Astronomy in Arizona

By Anna Edmonds

On our recent trip to Arizona we visited two important astronomy workshops, the Lowell Observatory in Flagstaff and the Steward Observatory Mirror Lab at the University of Arizona in Tucson.

For the delight that our 5-year-old granddaughter found in the displays, the Lowell Observatory ranks high on our “must experience” list. The interactive exhibit hall there kept her exploring with her mother the many programs on the computers. Then she danced up the “Pluto Walk,” stopping only to be sure we were following. We’d already shown her the rare display of five naked eye planets in the western sky. She will remember the fun, but I doubt that she will associate the night sky with the brass markers in the walk.

The Mirror Lab, located underneath the U. of Arizona football stadium, gave us a more specialized study. There we were treated to a presentation on the Lab’s projects of casting and polishing large, lightweight mirrors. We were guided in part by Bob Crawford, an undergraduate optics major who had helped with BPAA’s exchange of the large Zerodur blank for a working telescope.

Most of Arizona’s mirror blanks are honeycombed rather than solid glass giving them a number of advantages: 1) The borosilicate glass (similar to Pyrex) is affected only minimally by changes in temperature. 2) It can be molded at a relatively low temperature. 3) It is less expensive than Zerodur. 4) It is not damaged when the reflective metallic coat is cleaned off and renewed every year. That means it does not have to be repolished frequently.

The honeycombed substrate 5) makes the glass both remarkably stiff and relatively lightweight. 6) With less mass, the glass adapts more quickly to changes in temperature. Also, 7) conditioned air circulates quicker and more completely through the honeycomb than around a solid piece, making it easier to keep the temperature of the glass balanced.

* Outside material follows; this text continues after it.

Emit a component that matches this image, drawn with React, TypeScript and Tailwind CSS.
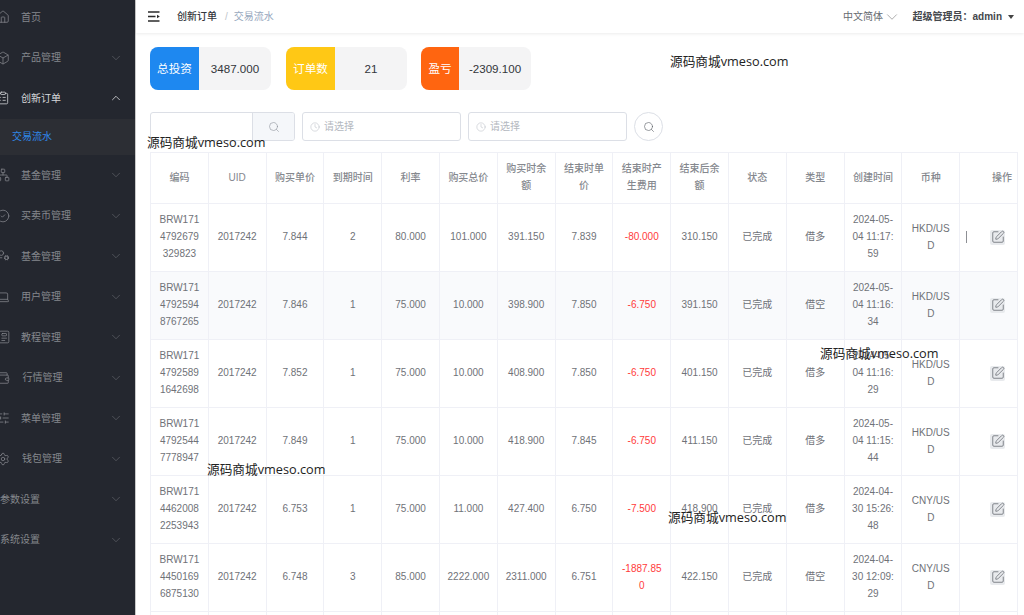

The mold of the mirror blank is made in a pattern of hexagonal ceramic core boxes fixed in a cylindrical tub. Twenty and a half tons of borosilicate glass in five pound chunks are melted in the tub to a temperature of 1180° C. At the same time, the tub is spun so that the glass not only fills the area around the boxes, it also laps up evenly on the edge, forming a parabolic upper surface. When the blank has been molded (more than two years of heating and cooling), the boxes are washed out with a high pressure water spray. What is left is first, to give it the final polishing and lapping to an accuracy of more than one millionth of an inch, and then to aluminize it to give it the reflective surface.

Two additional ideas for telescopes are being developed in Arizona. The Large Binocular Telescope involves a collaboration among 13 communities, among them four in Arizona, six in Germany and one in Italy. The LBT on Mount Graham northeast of Tucson is a combination of two 8.4-m mirrors on a common mount which gives the equivalent resolution of a 22.8-m telescope.

The second is the use of liquid mercury as the reflective surface of a mirror. Although this mirror is able to point only directly overhead (the liquid cannot be tipped) the Earth’s tilt and rotation permit a reasonable fraction of the celestial sphere to be viewed. Its focal length can be changed as desired in minutes by merely changing the speed of its rotation. As with the glass mirrors that are spun, the rotation gives the mercury its paraboloidal surface.

With its high mountains and many nights of clear skies, it’s obvious why Arizona is a Mecca for astronomers.